ARM's business, which is well known to many investors, is designing semiconductors. It has expertise in chips for computers and digital TVs, but the big market, and the fastest-growing market, is the one for mobile phones, where ARM is dominant.

It's also big in tablets, a category that is growing like wildfire. Odds are extremely good that the company will be able to continue billing itself as "the world's leading semiconductor intellectual property supplier," in part because its difficult for a customer to shift once it's committed to working with ARM.

For its part, ARM boasts that its designs have the best combination of reliability, low power usage and compactness. And as mobile devices continue to proliferate, taking market share away from desktop and laptop computers, the advantages of ARM's designs in keeping weight down and battery life up are a powerful draw.

Now, the success of a business does not guarantee the success of a stock, but I have great expectations for ARMH because of its chart.

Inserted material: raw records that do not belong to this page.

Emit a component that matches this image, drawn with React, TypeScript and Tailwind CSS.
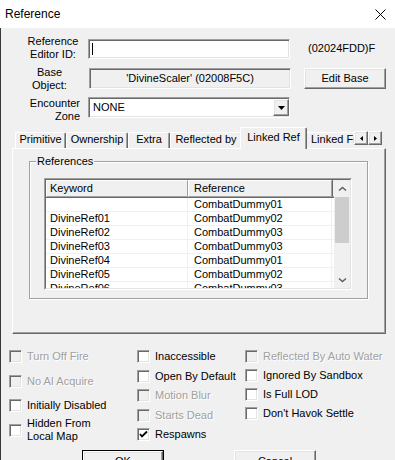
import React from "react";

const sunken =
  "border border-t-[#a0a0a0] border-l-[#a0a0a0] border-b-white border-r-white shadow-[inset_1px_1px_0_#696969,inset_-1px_-1px_0_#e3e3e3]";
const raised =
  "border border-t-white border-l-white border-b-[#696969] border-r-[#696969] shadow-[inset_-1px_-1px_0_#a0a0a0,inset_1px_1px_0_#e3e3e3]";

const rows = [
  ["", "CombatDummy01"],
  ["DivineRef01", "CombatDummy02"],
  ["DivineRef02", "CombatDummy03"],
  ["DivineRef03", "CombatDummy03"],
  ["DivineRef04", "CombatDummy01"],
  ["DivineRef05", "CombatDummy02"],
  ["DivineRef06", "CombatDummy03"],
];

const Check = ({
  label,
  checked = false,
  disabled = false,
  className = "",
}: {
  label: React.ReactNode;
  checked?: boolean;
  disabled?: boolean;
  className?: string;
}) => (
  <div className={`flex items-center gap-[5px] ${className}`}>
    <div
      className={`h-[13px] w-[13px] shrink-0 flex items-center justify-center ${sunken} ${
        disabled ? "bg-[#f0f0f0]" : "bg-white"
      }`}
    >
      {checked && (
        <svg width="9" height="9" viewBox="0 0 9 9">
          <polyline points="1,4 3,6.5 8,1.5" fill="none" stroke="#000" strokeWidth="1.8" />
        </svg>
      )}
    </div>
    <div
      className={`leading-[13px] whitespace-nowrap ${
        disabled ? "text-[#a0a0a0] [text-shadow:1px_1px_0_#fff]" : ""
      }`}
    >
      {label}
    </div>
  </div>
);

const Chevron = ({ down = false }: { down?: boolean }) => (
  <svg width="9" height="6" viewBox="0 0 9 6">
    <path
      d={down ? "M1 1.5 L4.5 4.5 L8 1.5" : "M1 4.5 L4.5 1.5 L8 4.5"}
      fill="none"
      stroke="#606060"
      strokeWidth="1.5"
    />
  </svg>
);

const tabBase =
  "shrink-0 border-t border-l border-white border-r border-r-[#696969] shadow-[inset_-1px_0_0_#a0a0a0] text-center leading-[13px] whitespace-nowrap overflow-hidden rounded-tl-[2px] rounded-tr-[2px]";

export default function App() {
  return (
    <div className="w-[395px] h-[460px] overflow-hidden bg-[#f0f0f0] font-['Liberation_Sans',Arial,sans-serif] text-[11px] text-black">
      {/* Title bar */}
      <div className="h-[28px] bg-white flex items-center justify-between pl-[5px] pr-[9px]">
        <span className="text-[12px]">Reference</span>
        <svg width="11" height="11" viewBox="0 0 11 11">
          <path d="M0.5 0.5 L10.5 10.5 M10.5 0.5 L0.5 10.5" stroke="#000" strokeWidth="1" />
        </svg>
      </div>

      <div className="h-[432px] border-l border-[#3a3a3a]">
        {/* Editor ID */}
        <div className="flex items-start pt-[7px]">
          <div className="ml-[17px] w-[70px] text-center leading-[12.5px]">
            Reference
            <br />
            Editor ID:
          </div>
          <div className={`mt-[4px] h-[20px] w-[202px] bg-white flex items-center pl-[3px] ${sunken}`}>
            <div className="h-[12px] w-px bg-black" />
          </div>
          <div className="ml-[18px] mt-[7px] leading-[12.5px]">(02024FDD)F</div>
        </div>

        {/* Base object */}
        <div className="flex items-start mt-[6px]">
          <div className="ml-[10px] w-[77px] text-center leading-[13px]">
            Base
            <br />
            Object:
          </div>
          <div className={`ml-px mt-[2px] h-[21px] w-[202px] flex items-center justify-center ${sunken}`}>
            'DivineScaler' (02008F5C)
          </div>
          <div className={`ml-[13px] mt-[2px] h-[21px] w-[82px] flex items-center justify-center ${raised}`}>
            Edit Base
          </div>
        </div>

        {/* Encounter zone */}
        <div className="flex items-start mt-[5px]">
          <div className="w-[79px] text-right leading-[13px]">
            Encounter
            <br />
            Zone
          </div>
          <div className={`ml-[8px] h-[21px] w-[202px] bg-white flex items-center ${sunken}`}>
            <span className="flex-1 pl-[4px]">NONE</span>
            <div className={`h-[17px] w-[16px] bg-[#f0f0f0] flex items-center justify-center ${raised}`}>
              <svg width="7" height="4" viewBox="0 0 7 4">
                <polygon points="0,0 7,0 3.5,4" fill="#000" />
              </svg>
            </div>
          </div>
        </div>

        {/* Tabs */}
        <div className="relative z-10 mt-[4px] ml-[14px] flex h-[22px] items-end">
          <div className="flex h-full w-[339px] items-end overflow-hidden">
            <div className={`${tabBase} mb-px h-[16px] w-[51px]`}>Primitive</div>
            <div className={`${tabBase} mb-px h-[16px] w-[62px]`}>Ownership</div>
            <div className={`${tabBase} mb-px h-[16px] w-[42px]`}>Extra</div>
            <div className={`${tabBase} mb-px h-[16px] w-[72px]`}>Reflected by</div>
            <div className={`${tabBase} relative z-10 -mx-[2px] h-[22px] w-[67px] bg-[#f0f0f0] pt-[3px]`}>
              Linked Ref
            </div>
            <div className={`${tabBase} mb-px h-[16px] w-[70px] text-left pl-[5px]`}>Linked From</div>
          </div>
          <div className="mb-[4px] flex">
            <div className={`h-[14px] w-[14px] flex items-center justify-center ${raised}`}>
              <svg width="3" height="5" viewBox="0 0 3 5">
                <polygon points="3,0 3,5 0,2.5" fill="#000" />
              </svg>
            </div>
            <div className={`h-[14px] w-[14px] flex items-center justify-center ${raised}`}>
              <svg width="3" height="5" viewBox="0 0 3 5">
                <polygon points="0,0 0,5 3,2.5" fill="#000" />
              </svg>
            </div>
          </div>
        </div>

        {/* Tab panel */}
        <div className="relative -mt-px ml-[11px] h-[186px] w-[374px] border border-t-white border-l-white border-r-[#696969] border-b-[#696969] shadow-[inset_-1px_-1px_0_#a0a0a0]">
          <div className="relative ml-[16px] mt-[12px] h-[138px] w-[339px] border border-[#a0a0a0] shadow-[inset_1px_1px_0_#fff,1px_1px_0_#fff]">
            <div className="absolute left-[6px] top-[-7px] bg-[#f0f0f0] px-px leading-[13px]">References</div>

            {/* List view */}
            <div className="ml-[14px] mt-[16px] h-[112px] w-[308px] border border-t-[#a0a0a0] border-l-[#a0a0a0] border-b-white border-r-white">
              <div className="flex h-full w-full border border-t-[#696969] border-l-[#696969] border-b-[#e3e3e3] border-r-[#e3e3e3] bg-white">
                <div className="h-full w-[288px] overflow-hidden">
                  <div className="flex h-[18px] border-b border-[#696969] bg-[#f0f0f0]">
                    <div className="w-[142px] shrink-0 border-t border-l border-white border-r border-b border-r-[#a0a0a0] border-b-[#a0a0a0] pl-[3px] leading-[15px]">
                      Keyword
                    </div>
                    <div className="w-[144px] shrink-0 border-t border-l border-white border-r border-b border-r-[#a0a0a0] border-b-[#a0a0a0] pl-[5px] leading-[15px]">
                      Reference
                    </div>
                    <div className="flex-1 border-l border-[#696969] border-b border-b-[#a0a0a0]" />
                  </div>
                  {rows.map(([k, r], i) => (
                    <div key={i} className="flex h-[14px] border-b border-[#f0f0f0] leading-[13px]">
                      <div className="w-[142px] shrink-0 border-r border-[#f0f0f0] pl-[4px]">{k}</div>
                      <div className="w-[144px] shrink-0 border-r border-[#f0f0f0] pl-[6px]">{r}</div>
                    </div>
                  ))}
                </div>
                <div className="flex h-full w-[16px] flex-col bg-[#f0f0f0]">
                  <div className="flex h-[17px] items-center justify-center">
                    <Chevron />
                  </div>
                  <div className="mx-px h-[46px] bg-[#cdcdcd]" />
                  <div className="flex-1" />
                  <div className="flex h-[17px] items-center justify-center">
                    <Chevron down />
                  </div>
                </div>
              </div>
            </div>
          </div>
        </div>

        {/* Checkboxes */}
        <div className="flex">
          <div className="ml-[8px] flex w-[128px] flex-col">
            <Check className="mt-[16px] h-[13px]" label="Turn Off Fire" disabled />
            <Check className="mt-[12px] h-[13px]" label="No AI Acquire" disabled />
            <Check className="mt-[11px] h-[13px]" label="Initially Disabled" />
            <Check
              className="mt-[5px] h-[26px]"
              label={
                <>
                  Hidden From
                  <br />
                  Local Map
                </>
              }
            />
          </div>
          <div className="flex w-[108px] flex-col gap-[6.5px] pt-[16px]">
            <Check className="h-[13px]" label="Inaccessible" />
            <Check className="h-[13px]" label="Open By Default" />
            <Check className="h-[13px]" label="Motion Blur" disabled />
            <Check className="h-[13px]" label="Starts Dead" disabled />
            <Check className="h-[13px]" label="Respawns" checked />
          </div>
          <div className="flex flex-col gap-[6px] pt-[16px]">
            <Check className="h-[13px]" label="Reflected By Auto Water" disabled />
            <Check className="h-[13px]" label="Ignored By Sandbox" />
            <Check className="h-[13px]" label="Is Full LOD" />
            <Check className="h-[13px]" label="Don't Havok Settle" />
          </div>
        </div>

        {/* Buttons */}
        <div className="mt-[7px] flex">
          <div className="ml-[81px] h-[23px] w-[82px] border border-black">
            <div className={`flex h-full w-full items-center justify-center ${raised}`}>OK</div>
          </div>
          <div className={`ml-[70px] flex h-[23px] w-[82px] items-center justify-center ${raised}`}>Cancel</div>
        </div>
      </div>
    </div>
  );
}
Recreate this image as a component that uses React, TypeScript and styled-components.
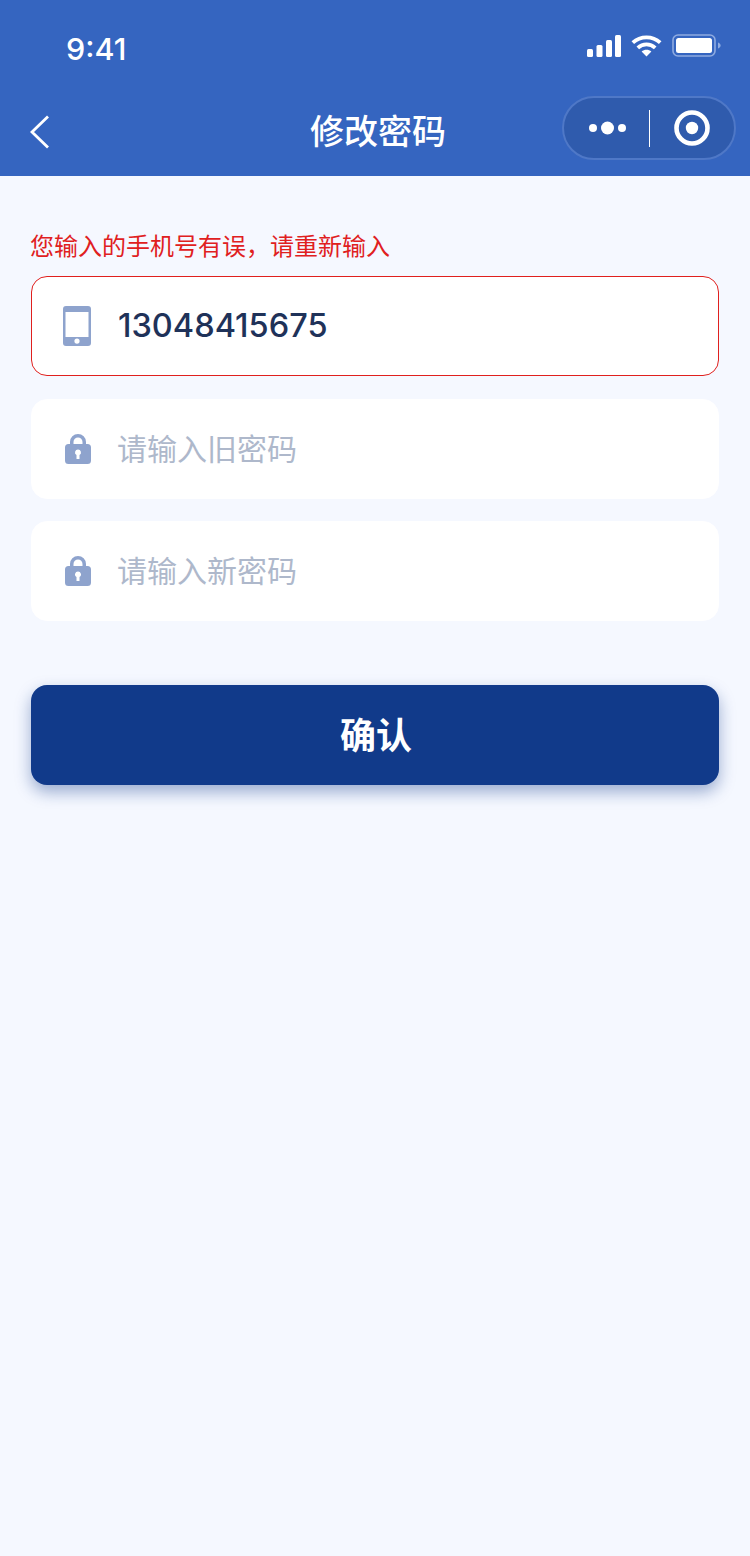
import React from "react";
import styled, { createGlobalStyle } from "styled-components";

const CJK = `"Noto Sans CJK SC", "Noto Sans", sans-serif`;

const GlobalStyle = createGlobalStyle`
  html, body {
    margin: 0;
    padding: 0;
    background: #f5f8ff;
  }
  * {
    box-sizing: border-box;
  }
`;

const Page = styled.div`
  width: 750px;
  height: 1556px;
  overflow: hidden;
  background: #f5f8ff;
  font-family: ${CJK};
`;

const Header = styled.header`
  height: 176px;
  background: #3565c0;
  color: #fff;
`;

const StatusBar = styled.div`
  height: 88px;
  padding: 27px 29px 0 66px;
  display: flex;
  justify-content: space-between;
  align-items: flex-start;
`;

const Clock = styled.div`
  font-family: Inter, sans-serif;
  font-size: 30.5px;
  font-weight: 500;
  line-height: 44px;
`;

const StatusIcons = styled.div`
  display: flex;
  align-items: center;
  gap: 10px;
  padding-top: 7px;
`;

const NavBar = styled.div`
  height: 88px;
  display: grid;
  grid-template-columns: 280px auto 1fr;
  align-items: start;
  padding: 0 14px 0 30px;
`;

const BackButton = styled.div`
  display: flex;
  align-items: center;
  height: 34px;
  margin-top: 27px;
`;

const Title = styled.h1`
  margin: 0;
  font-size: 34px;
  font-weight: 500;
  line-height: 83px;
`;

const Capsule = styled.div`
  justify-self: end;
  width: 174px;
  height: 64px;
  margin-top: 8px;
  border-radius: 32px;
  border: 2px solid #4f78c7;
  background: #2f5bad;
  display: flex;
  align-items: center;
`;

const MoreSide = styled.div`
  flex: 0 0 85px;
  height: 100%;
  padding-left: 3px;
  display: flex;
  align-items: center;
  justify-content: center;
`;

const RecordSide = styled.div`
  flex: 1;
  height: 100%;
  display: flex;
  align-items: center;
  justify-content: center;
`;

const CapsuleDivider = styled.div`
  width: 1px;
  height: 37px;
  background: #fff;
`;

const Form = styled.main`
  padding: 53px 31px 0;
  display: flex;
  flex-direction: column;
`;

const ErrorText = styled.div`
  font-size: 24px;
  line-height: 32px;
  color: #e0201e;
  margin: 0 0 15px -1px;
`;

const Field = styled.div<{ $error?: boolean }>`
  height: 100px;
  border-radius: 16px;
  background: #fff;
  border: 1px solid ${(p) => (p.$error ? "#e0201e" : "#fff")};
  margin-bottom: ${(p) => (p.$error ? 23 : 22)}px;
  display: flex;
  align-items: center;
  padding-left: 31px;
`;

const FieldIcon = styled.div`
  width: 55px;
  flex-shrink: 0;
  display: flex;
`;

const PhoneValue = styled.div`
  font-family: Inter, sans-serif;
  font-size: 32.5px;
  font-weight: 500;
  color: #1f3259;
  padding-bottom: 2px;
`;

const Placeholder = styled.div`
  font-size: 30px;
  color: #aeb8cb;
  margin-left: -1px;
  padding-bottom: 5px;
`;

const ConfirmButton = styled.button`
  margin-top: 42px;
  height: 100px;
  border: 0;
  padding: 0 0 4px 2px;
  border-radius: 16px;
  background: #113a8a;
  color: #fff;
  font-family: ${CJK};
  font-size: 36px;
  font-weight: 700;
  box-shadow: 0 7px 16px rgba(17, 58, 138, 0.4);
`;

const LockSvg = styled.svg`
  margin-left: 2px;
`;

const PhoneIcon = () => (
  <svg width="28" height="40" viewBox="0 0 28 40">
    <path
      fillRule="evenodd"
      fill="#8ea3cd"
      d="M3 0h22a3 3 0 0 1 3 3v34a3 3 0 0 1-3 3H3a3 3 0 0 1-3-3V3a3 3 0 0 1 3-3zM2.5 6v25h23V6zM14 32.5a2.6 2.6 0 1 0 0 5.2a2.6 2.6 0 0 0 0-5.2z"
    />
  </svg>
);

const LockIcon = () => (
  <LockSvg width="26" height="30" viewBox="0 0 26 30">
    <path
      fillRule="evenodd"
      fill="#8ea3cd"
      d="M5 10V8a8 8 0 0 1 16 0v2h1.5A3.5 3.5 0 0 1 26 13.5v13a3.5 3.5 0 0 1-3.5 3.5h-19A3.5 3.5 0 0 1 0 26.5v-13A3.5 3.5 0 0 1 3.5 10zM8.5 10h9V8a4.5 4.5 0 0 0-9 0zM13 15.5a3 3 0 0 0-1.5 5.6V25h3v-3.9a3 3 0 0 0-1.5-5.6z"
    />
  </LockSvg>
);

const SignalIcon = () => (
  <svg width="34" height="22" viewBox="0 0 34 22" fill="#fff">
    <rect x="0" y="14" width="6" height="8" rx="1.5" />
    <rect x="9.5" y="10" width="6" height="12" rx="1.5" />
    <rect x="19" y="5" width="6" height="17" rx="1.5" />
    <rect x="28" y="0" width="6" height="22" rx="1.5" />
  </svg>
);

const WifiIcon = () => (
  <svg width="31" height="22" viewBox="0 0 31 22" fill="none" stroke="#fff" strokeWidth="3.8">
    <path d="M1.8 7.6C9.5 .6 21.5 .6 29.2 7.6" />
    <path d="M6.8 12.8C11.8 8.2 19.2 8.2 24.2 12.8" />
    <path d="M15.5 21.5L10.6 16.5C13.4 14.2 17.6 14.2 20.4 16.5z" fill="#fff" stroke="none" />
  </svg>
);

const BatteryIcon = () => (
  <svg width="49" height="23" viewBox="0 0 49 23">
    <rect x="1" y="1" width="42" height="21" rx="5" fill="none" stroke="#8fabe0" strokeWidth="1.6" />
    <rect x="4" y="4" width="36" height="15" rx="2.5" fill="#fff" />
    <path d="M46 8.5c1.6.5 2.6 1.6 2.6 3s-1 2.5-2.6 3z" fill="#8fabe0" />
  </svg>
);

const BackIcon = () => (
  <svg width="20" height="34" viewBox="0 0 20 34" fill="none" stroke="#fff" strokeWidth="2.8">
    <path d="M18 1.5L2 17l16 15.5" />
  </svg>
);

const MoreIcon = () => (
  <svg width="38" height="14" viewBox="0 0 38 14" fill="#fff">
    <circle cx="4" cy="7" r="4" />
    <circle cx="18.5" cy="7" r="6.5" />
    <circle cx="33" cy="7" r="4" />
  </svg>
);

const RecordIcon = () => (
  <svg width="36" height="36" viewBox="0 0 36 36">
    <circle cx="18" cy="18" r="15.5" fill="none" stroke="#fff" strokeWidth="4.6" />
    <circle cx="18" cy="18" r="6.2" fill="#fff" />
  </svg>
);

export default function App() {
  return (
    <Page>
      <GlobalStyle />
      <Header>
        <StatusBar>
          <Clock>9:41</Clock>
          <StatusIcons>
            <SignalIcon />
            <WifiIcon />
            <BatteryIcon />
          </StatusIcons>
        </StatusBar>
        <NavBar>
          <BackButton>
            <BackIcon />
          </BackButton>
          <Title>修改密码</Title>
          <Capsule>
            <MoreSide>
              <MoreIcon />
            </MoreSide>
            <CapsuleDivider />
            <RecordSide>
              <RecordIcon />
            </RecordSide>
          </Capsule>
        </NavBar>
      </Header>
      <Form>
        <ErrorText>您输入的手机号有误，请重新输入</ErrorText>
        <Field $error>
          <FieldIcon>
            <PhoneIcon />
          </FieldIcon>
          <PhoneValue>13048415675</PhoneValue>
        </Field>
        <Field>
          <FieldIcon>
            <LockIcon />
          </FieldIcon>
          <Placeholder>请输入旧密码</Placeholder>
        </Field>
        <Field>
          <FieldIcon>
            <LockIcon />
          </FieldIcon>
          <Placeholder>请输入新密码</Placeholder>
        </Field>
        <ConfirmButton>确认</ConfirmButton>
      </Form>
    </Page>
  );
}
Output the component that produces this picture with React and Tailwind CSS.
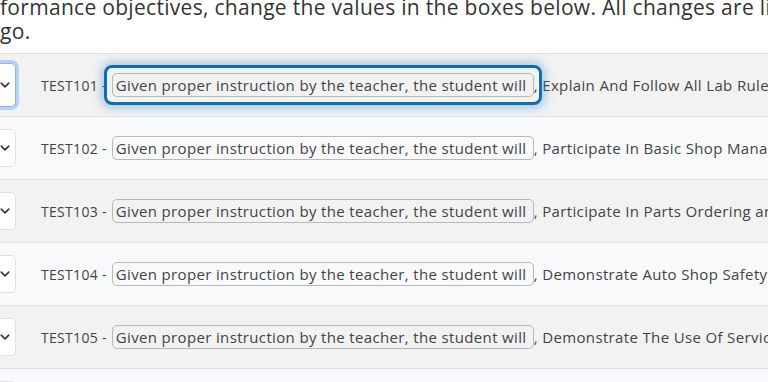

It climbed strongly from the market's 2009 bottom through 2010 and into the summer of 2011, where it entered a long trading range between $22 and $30, as it performed slightly worse than the market, on average.

It stayed in that range for 22 long months. And then came this year's third-quarter earnings report, where management revealed that business was booming.

Investors quickly stampeded on board, spiking the stock up and out of that trading range and kicking off a new uptrend that I believe has far to go. The past three weeks have seen the stock pause between $36 and $37 and I think that's a decent entry point.